--- START OF EXCERPTED RECORDS ---
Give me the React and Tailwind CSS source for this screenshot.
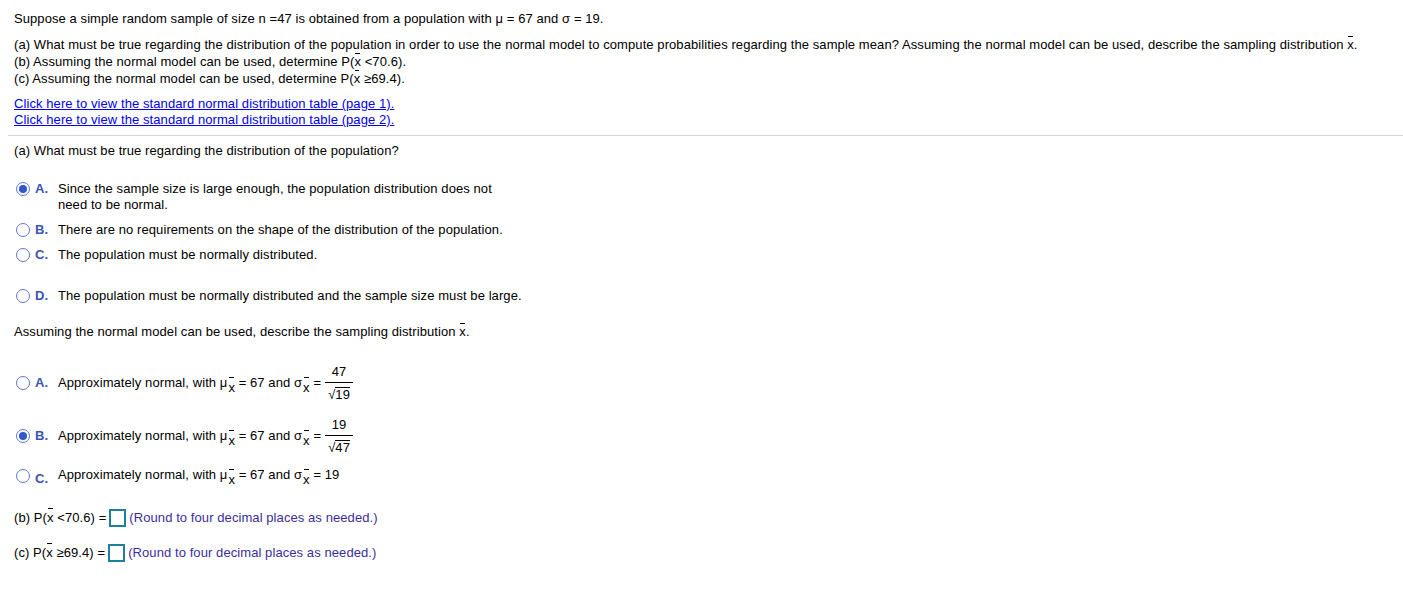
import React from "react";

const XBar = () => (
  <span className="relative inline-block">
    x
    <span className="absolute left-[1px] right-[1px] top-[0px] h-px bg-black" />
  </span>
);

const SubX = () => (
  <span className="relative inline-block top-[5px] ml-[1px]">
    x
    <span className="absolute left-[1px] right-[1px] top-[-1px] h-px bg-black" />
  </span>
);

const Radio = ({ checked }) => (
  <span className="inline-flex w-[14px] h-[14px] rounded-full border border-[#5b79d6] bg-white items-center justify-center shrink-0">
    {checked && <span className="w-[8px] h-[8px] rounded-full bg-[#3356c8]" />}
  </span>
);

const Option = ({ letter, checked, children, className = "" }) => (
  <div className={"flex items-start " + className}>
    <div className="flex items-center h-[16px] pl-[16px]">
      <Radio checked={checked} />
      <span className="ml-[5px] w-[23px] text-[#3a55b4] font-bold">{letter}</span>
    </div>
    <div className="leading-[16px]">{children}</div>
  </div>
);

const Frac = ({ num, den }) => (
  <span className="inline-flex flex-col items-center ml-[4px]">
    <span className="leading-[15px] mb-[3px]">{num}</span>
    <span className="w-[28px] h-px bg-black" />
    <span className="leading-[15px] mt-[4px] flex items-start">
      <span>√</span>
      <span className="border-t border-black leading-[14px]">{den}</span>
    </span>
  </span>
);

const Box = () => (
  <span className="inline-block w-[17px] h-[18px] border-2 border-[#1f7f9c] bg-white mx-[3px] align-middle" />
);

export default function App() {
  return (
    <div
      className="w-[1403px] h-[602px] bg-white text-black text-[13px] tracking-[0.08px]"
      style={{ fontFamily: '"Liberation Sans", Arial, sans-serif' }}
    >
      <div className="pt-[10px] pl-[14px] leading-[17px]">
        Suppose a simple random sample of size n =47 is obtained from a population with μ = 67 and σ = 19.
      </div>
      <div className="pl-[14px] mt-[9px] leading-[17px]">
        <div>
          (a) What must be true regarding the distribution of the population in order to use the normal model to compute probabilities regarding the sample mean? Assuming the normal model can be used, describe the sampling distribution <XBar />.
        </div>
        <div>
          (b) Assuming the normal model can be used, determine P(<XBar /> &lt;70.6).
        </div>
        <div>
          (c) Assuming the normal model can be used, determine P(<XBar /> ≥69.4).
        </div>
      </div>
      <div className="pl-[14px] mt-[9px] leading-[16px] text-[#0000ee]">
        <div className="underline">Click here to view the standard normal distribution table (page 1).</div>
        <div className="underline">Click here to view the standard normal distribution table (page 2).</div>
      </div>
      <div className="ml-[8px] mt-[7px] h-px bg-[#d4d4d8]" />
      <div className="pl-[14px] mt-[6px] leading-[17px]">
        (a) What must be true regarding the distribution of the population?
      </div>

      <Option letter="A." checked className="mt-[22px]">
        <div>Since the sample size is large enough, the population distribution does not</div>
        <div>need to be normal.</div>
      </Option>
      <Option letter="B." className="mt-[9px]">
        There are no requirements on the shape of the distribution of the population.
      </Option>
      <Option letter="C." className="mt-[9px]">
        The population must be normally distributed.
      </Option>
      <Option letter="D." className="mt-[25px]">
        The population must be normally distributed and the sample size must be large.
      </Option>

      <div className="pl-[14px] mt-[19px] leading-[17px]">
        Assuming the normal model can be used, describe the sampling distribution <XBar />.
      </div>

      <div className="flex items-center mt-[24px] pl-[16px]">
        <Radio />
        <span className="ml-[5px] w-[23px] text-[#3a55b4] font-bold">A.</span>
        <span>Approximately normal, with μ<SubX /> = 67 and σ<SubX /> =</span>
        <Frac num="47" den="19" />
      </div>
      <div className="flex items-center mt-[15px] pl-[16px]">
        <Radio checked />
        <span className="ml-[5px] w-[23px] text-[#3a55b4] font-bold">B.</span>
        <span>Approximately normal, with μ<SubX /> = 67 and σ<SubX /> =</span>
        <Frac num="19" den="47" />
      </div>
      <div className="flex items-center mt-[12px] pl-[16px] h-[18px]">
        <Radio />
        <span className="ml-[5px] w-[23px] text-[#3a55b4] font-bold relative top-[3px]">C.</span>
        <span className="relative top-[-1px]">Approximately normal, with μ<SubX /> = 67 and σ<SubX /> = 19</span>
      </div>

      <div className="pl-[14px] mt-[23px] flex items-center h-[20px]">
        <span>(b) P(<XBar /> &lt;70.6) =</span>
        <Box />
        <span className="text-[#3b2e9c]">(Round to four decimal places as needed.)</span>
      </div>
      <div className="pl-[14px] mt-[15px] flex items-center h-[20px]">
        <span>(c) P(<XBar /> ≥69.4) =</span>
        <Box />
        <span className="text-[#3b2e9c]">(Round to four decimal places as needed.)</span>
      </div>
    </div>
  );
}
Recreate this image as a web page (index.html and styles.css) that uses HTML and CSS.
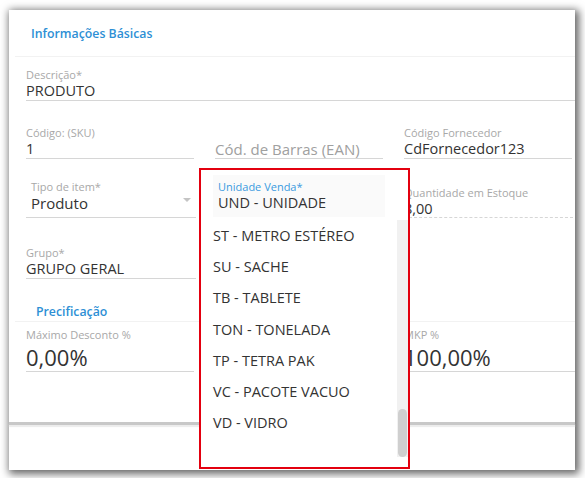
--- END OF EXCERPTED RECORDS ---
— WHAT IS ASKED —
Leave out the pictures and copy everything else in the records word for word.

— EXERCISE OUTPUT —
Give me the React and Tailwind CSS source for this screenshot.
import React from "react";

const XBar = () => (
  <span className="relative inline-block">
    x
    <span className="absolute left-[1px] right-[1px] top-[0px] h-px bg-black" />
  </span>
);

const SubX = () => (
  <span className="relative inline-block top-[5px] ml-[1px]">
    x
    <span className="absolute left-[1px] right-[1px] top-[-1px] h-px bg-black" />
  </span>
);

const Radio = ({ checked }) => (
  <span className="inline-flex w-[14px] h-[14px] rounded-full border border-[#5b79d6] bg-white items-center justify-center shrink-0">
    {checked && <span className="w-[8px] h-[8px] rounded-full bg-[#3356c8]" />}
  </span>
);

const Option = ({ letter, checked, children, className = "" }) => (
  <div className={"flex items-start " + className}>
    <div className="flex items-center h-[16px] pl-[16px]">
      <Radio checked={checked} />
      <span className="ml-[5px] w-[23px] text-[#3a55b4] font-bold">{letter}</span>
    </div>
    <div className="leading-[16px]">{children}</div>
  </div>
);

const Frac = ({ num, den }) => (
  <span className="inline-flex flex-col items-center ml-[4px]">
    <span className="leading-[15px] mb-[3px]">{num}</span>
    <span className="w-[28px] h-px bg-black" />
    <span className="leading-[15px] mt-[4px] flex items-start">
      <span>√</span>
      <span className="border-t border-black leading-[14px]">{den}</span>
    </span>
  </span>
);

const Box = () => (
  <span className="inline-block w-[17px] h-[18px] border-2 border-[#1f7f9c] bg-white mx-[3px] align-middle" />
);

export default function App() {
  return (
    <div
      className="w-[1403px] h-[602px] bg-white text-black text-[13px] tracking-[0.08px]"
      style={{ fontFamily: '"Liberation Sans", Arial, sans-serif' }}
    >
      <div className="pt-[10px] pl-[14px] leading-[17px]">
        Suppose a simple random sample of size n =47 is obtained from a population with μ = 67 and σ = 19.
      </div>
      <div className="pl-[14px] mt-[9px] leading-[17px]">
        <div>
          (a) What must be true regarding the distribution of the population in order to use the normal model to compute probabilities regarding the sample mean? Assuming the normal model can be used, describe the sampling distribution <XBar />.
        </div>
        <div>
          (b) Assuming the normal model can be used, determine P(<XBar /> &lt;70.6).
        </div>
        <div>
          (c) Assuming the normal model can be used, determine P(<XBar /> ≥69.4).
        </div>
      </div>
      <div className="pl-[14px] mt-[9px] leading-[16px] text-[#0000ee]">
        <div className="underline">Click here to view the standard normal distribution table (page 1).</div>
        <div className="underline">Click here to view the standard normal distribution table (page 2).</div>
      </div>
      <div className="ml-[8px] mt-[7px] h-px bg-[#d4d4d8]" />
      <div className="pl-[14px] mt-[6px] leading-[17px]">
        (a) What must be true regarding the distribution of the population?
      </div>

      <Option letter="A." checked className="mt-[22px]">
        <div>Since the sample size is large enough, the population distribution does not</div>
        <div>need to be normal.</div>
      </Option>
      <Option letter="B." className="mt-[9px]">
        There are no requirements on the shape of the distribution of the population.
      </Option>
      <Option letter="C." className="mt-[9px]">
        The population must be normally distributed.
      </Option>
      <Option letter="D." className="mt-[25px]">
        The population must be normally distributed and the sample size must be large.
      </Option>

      <div className="pl-[14px] mt-[19px] leading-[17px]">
        Assuming the normal model can be used, describe the sampling distribution <XBar />.
      </div>

      <div className="flex items-center mt-[24px] pl-[16px]">
        <Radio />
        <span className="ml-[5px] w-[23px] text-[#3a55b4] font-bold">A.</span>
        <span>Approximately normal, with μ<SubX /> = 67 and σ<SubX /> =</span>
        <Frac num="47" den="19" />
      </div>
      <div className="flex items-center mt-[15px] pl-[16px]">
        <Radio checked />
        <span className="ml-[5px] w-[23px] text-[#3a55b4] font-bold">B.</span>
        <span>Approximately normal, with μ<SubX /> = 67 and σ<SubX /> =</span>
        <Frac num="19" den="47" />
      </div>
      <div className="flex items-center mt-[12px] pl-[16px] h-[18px]">
        <Radio />
        <span className="ml-[5px] w-[23px] text-[#3a55b4] font-bold relative top-[3px]">C.</span>
        <span className="relative top-[-1px]">Approximately normal, with μ<SubX /> = 67 and σ<SubX /> = 19</span>
      </div>

      <div className="pl-[14px] mt-[23px] flex items-center h-[20px]">
        <span>(b) P(<XBar /> &lt;70.6) =</span>
        <Box />
        <span className="text-[#3b2e9c]">(Round to four decimal places as needed.)</span>
      </div>
      <div className="pl-[14px] mt-[15px] flex items-center h-[20px]">
        <span>(c) P(<XBar /> ≥69.4) =</span>
        <Box />
        <span className="text-[#3b2e9c]">(Round to four decimal places as needed.)</span>
      </div>
    </div>
  );
}
Recreate this image as a web page (index.html and styles.css) that uses HTML and CSS.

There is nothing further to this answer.